>>>>>

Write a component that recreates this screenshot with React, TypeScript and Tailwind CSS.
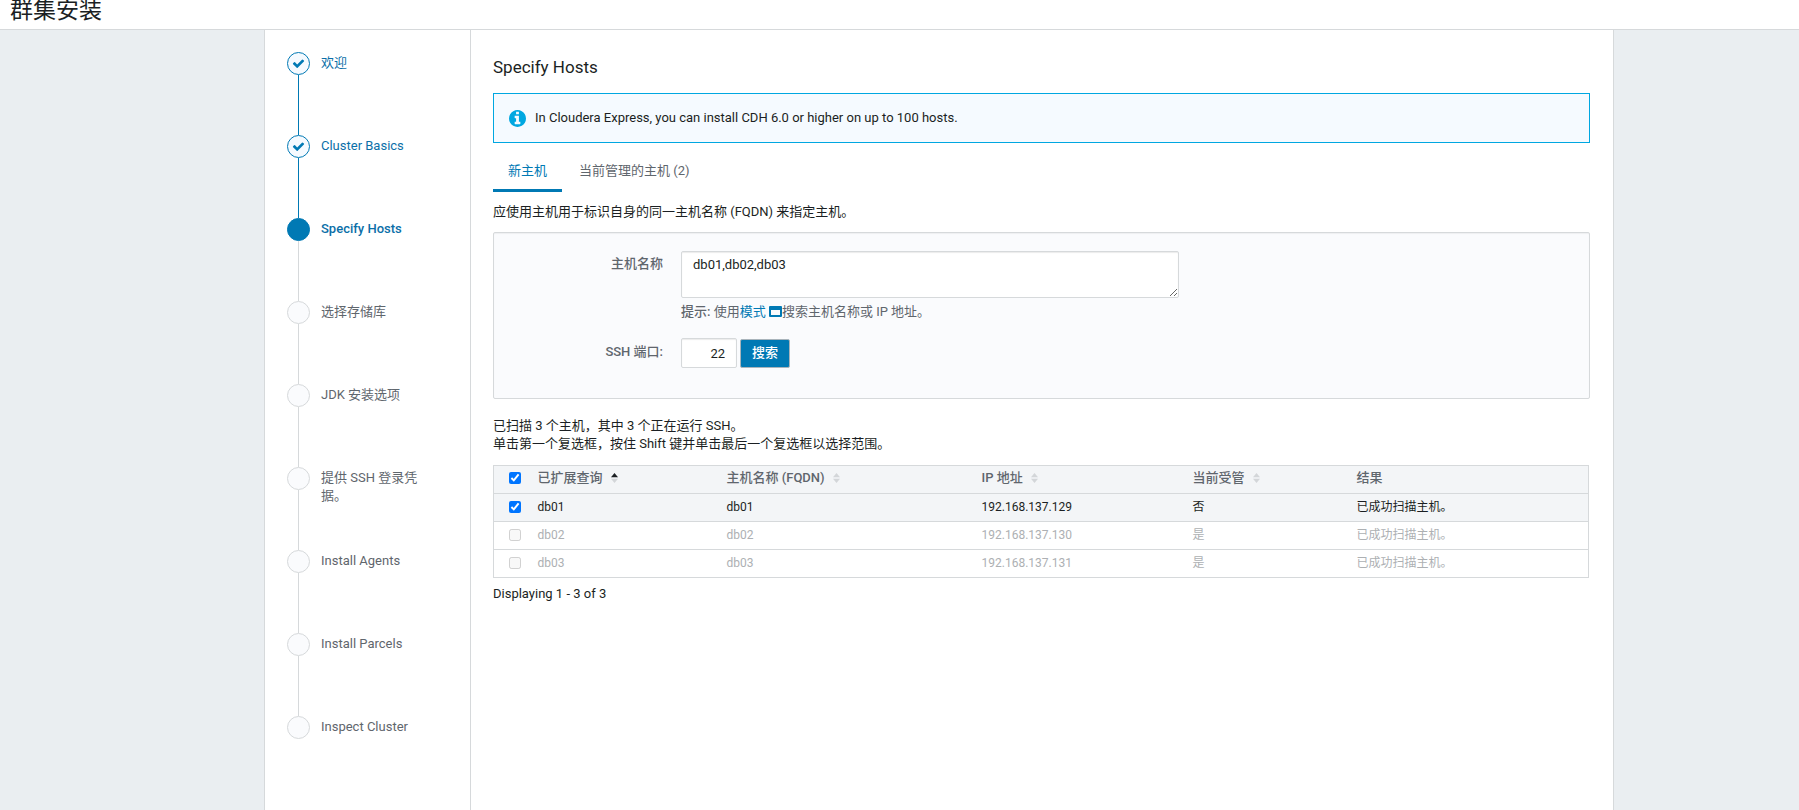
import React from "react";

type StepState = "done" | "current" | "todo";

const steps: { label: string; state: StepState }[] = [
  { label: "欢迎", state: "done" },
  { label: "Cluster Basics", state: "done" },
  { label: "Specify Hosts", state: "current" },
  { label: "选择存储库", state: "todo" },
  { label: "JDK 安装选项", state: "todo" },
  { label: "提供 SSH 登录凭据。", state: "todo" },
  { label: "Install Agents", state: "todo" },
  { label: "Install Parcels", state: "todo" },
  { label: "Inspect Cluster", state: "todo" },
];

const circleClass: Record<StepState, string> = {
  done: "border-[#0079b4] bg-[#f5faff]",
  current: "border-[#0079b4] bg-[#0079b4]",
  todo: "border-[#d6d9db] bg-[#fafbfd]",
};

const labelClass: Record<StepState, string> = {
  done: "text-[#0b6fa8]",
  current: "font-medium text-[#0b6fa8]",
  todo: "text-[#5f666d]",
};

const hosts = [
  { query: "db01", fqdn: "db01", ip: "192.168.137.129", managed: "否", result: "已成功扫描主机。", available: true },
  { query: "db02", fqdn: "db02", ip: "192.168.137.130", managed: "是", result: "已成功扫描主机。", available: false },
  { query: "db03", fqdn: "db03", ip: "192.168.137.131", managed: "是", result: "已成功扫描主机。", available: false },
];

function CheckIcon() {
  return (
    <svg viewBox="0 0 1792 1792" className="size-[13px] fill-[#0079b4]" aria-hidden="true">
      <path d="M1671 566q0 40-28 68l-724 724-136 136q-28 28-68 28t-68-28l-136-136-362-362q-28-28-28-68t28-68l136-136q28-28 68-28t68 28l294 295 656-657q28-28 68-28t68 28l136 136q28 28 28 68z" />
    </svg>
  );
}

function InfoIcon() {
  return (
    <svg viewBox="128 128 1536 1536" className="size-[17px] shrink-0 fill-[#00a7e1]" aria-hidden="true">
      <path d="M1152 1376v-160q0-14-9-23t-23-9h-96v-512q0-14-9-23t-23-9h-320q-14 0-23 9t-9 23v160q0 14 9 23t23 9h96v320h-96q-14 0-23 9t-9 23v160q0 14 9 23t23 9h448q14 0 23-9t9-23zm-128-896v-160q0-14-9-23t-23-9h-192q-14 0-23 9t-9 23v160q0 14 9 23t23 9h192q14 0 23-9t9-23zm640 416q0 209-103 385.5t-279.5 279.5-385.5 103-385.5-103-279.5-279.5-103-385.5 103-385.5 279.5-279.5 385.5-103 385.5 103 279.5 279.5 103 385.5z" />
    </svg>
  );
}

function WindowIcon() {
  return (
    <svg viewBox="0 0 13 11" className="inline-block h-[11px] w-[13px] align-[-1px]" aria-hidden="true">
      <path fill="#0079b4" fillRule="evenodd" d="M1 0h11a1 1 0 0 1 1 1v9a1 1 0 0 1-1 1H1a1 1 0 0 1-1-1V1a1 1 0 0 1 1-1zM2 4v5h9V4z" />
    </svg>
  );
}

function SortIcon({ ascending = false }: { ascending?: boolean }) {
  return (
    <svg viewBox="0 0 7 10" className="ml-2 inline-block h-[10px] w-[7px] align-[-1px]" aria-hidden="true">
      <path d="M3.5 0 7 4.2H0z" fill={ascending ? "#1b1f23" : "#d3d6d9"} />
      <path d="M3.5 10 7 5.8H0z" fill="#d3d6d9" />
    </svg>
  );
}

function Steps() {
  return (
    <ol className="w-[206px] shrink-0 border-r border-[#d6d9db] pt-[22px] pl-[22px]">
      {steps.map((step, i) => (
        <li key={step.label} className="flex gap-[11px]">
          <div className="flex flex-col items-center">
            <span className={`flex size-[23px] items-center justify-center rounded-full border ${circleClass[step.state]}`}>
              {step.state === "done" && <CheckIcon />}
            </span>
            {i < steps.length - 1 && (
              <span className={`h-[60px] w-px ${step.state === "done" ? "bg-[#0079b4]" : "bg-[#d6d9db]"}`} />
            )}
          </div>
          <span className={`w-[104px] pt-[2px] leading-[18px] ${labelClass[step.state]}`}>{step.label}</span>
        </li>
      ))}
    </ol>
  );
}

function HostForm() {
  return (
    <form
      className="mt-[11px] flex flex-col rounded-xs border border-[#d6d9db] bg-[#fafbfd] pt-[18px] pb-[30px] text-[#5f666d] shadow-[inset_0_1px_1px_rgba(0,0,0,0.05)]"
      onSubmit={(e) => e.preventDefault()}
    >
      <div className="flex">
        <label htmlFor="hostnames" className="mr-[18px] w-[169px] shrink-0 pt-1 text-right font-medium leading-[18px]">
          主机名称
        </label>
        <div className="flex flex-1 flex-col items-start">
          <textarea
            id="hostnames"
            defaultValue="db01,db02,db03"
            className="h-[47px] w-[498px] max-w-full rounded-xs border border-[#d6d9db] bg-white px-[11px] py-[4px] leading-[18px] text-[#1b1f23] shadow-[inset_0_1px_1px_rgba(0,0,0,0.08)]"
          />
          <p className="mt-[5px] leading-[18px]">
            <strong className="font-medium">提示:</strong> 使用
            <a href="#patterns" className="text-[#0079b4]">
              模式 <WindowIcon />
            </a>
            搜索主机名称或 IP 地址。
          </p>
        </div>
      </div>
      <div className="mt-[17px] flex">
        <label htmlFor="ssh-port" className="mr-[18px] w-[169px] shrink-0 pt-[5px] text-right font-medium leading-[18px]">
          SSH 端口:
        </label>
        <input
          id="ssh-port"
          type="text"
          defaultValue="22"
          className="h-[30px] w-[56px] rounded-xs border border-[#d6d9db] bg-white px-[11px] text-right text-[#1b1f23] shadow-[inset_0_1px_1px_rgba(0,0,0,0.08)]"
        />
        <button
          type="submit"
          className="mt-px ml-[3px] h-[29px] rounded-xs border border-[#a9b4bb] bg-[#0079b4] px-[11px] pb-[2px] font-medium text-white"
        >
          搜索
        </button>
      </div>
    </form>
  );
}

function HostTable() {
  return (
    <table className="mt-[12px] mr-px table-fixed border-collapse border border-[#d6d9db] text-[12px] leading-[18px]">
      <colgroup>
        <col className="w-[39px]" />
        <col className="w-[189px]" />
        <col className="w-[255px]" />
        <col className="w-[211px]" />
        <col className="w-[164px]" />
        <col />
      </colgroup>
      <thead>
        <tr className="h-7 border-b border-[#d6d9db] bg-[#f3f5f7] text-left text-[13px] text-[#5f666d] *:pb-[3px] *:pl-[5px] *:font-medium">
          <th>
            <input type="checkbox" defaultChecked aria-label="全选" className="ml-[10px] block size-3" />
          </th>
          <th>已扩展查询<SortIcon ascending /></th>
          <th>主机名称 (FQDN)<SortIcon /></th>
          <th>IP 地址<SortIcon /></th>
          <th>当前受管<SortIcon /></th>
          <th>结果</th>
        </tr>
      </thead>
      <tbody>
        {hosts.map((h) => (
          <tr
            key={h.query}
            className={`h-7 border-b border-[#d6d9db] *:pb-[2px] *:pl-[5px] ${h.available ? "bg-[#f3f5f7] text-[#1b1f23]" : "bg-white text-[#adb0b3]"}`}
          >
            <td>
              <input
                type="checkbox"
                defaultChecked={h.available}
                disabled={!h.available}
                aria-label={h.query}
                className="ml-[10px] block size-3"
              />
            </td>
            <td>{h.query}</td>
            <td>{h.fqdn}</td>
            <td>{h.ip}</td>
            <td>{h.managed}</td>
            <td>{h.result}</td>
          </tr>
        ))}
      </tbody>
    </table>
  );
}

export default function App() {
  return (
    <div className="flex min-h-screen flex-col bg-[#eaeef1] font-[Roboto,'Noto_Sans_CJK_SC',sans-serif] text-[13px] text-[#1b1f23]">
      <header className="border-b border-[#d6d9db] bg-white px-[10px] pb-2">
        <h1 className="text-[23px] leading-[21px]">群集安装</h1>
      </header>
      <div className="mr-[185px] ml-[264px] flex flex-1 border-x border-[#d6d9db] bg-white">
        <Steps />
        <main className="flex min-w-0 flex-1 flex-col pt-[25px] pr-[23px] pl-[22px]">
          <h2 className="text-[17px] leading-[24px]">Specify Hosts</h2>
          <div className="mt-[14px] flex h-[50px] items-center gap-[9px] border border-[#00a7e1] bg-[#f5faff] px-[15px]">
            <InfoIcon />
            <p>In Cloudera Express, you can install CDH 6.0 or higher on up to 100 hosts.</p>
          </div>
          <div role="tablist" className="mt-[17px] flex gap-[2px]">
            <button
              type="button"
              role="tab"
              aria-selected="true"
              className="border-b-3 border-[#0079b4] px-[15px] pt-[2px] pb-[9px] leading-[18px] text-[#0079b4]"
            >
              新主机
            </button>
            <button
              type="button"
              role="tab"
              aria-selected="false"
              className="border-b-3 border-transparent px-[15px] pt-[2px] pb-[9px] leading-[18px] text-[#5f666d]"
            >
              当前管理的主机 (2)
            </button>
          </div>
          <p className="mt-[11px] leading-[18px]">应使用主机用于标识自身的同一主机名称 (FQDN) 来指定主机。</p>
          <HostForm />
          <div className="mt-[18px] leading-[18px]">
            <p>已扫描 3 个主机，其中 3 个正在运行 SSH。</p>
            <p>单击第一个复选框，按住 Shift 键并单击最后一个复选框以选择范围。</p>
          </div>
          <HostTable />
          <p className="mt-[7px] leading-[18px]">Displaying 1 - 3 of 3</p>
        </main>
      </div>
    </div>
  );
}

<<<<<

◆ Aim of the task ◆
In how many lines does the word "React" appear? Respond with the number alone.

◆ Written reply ◆
2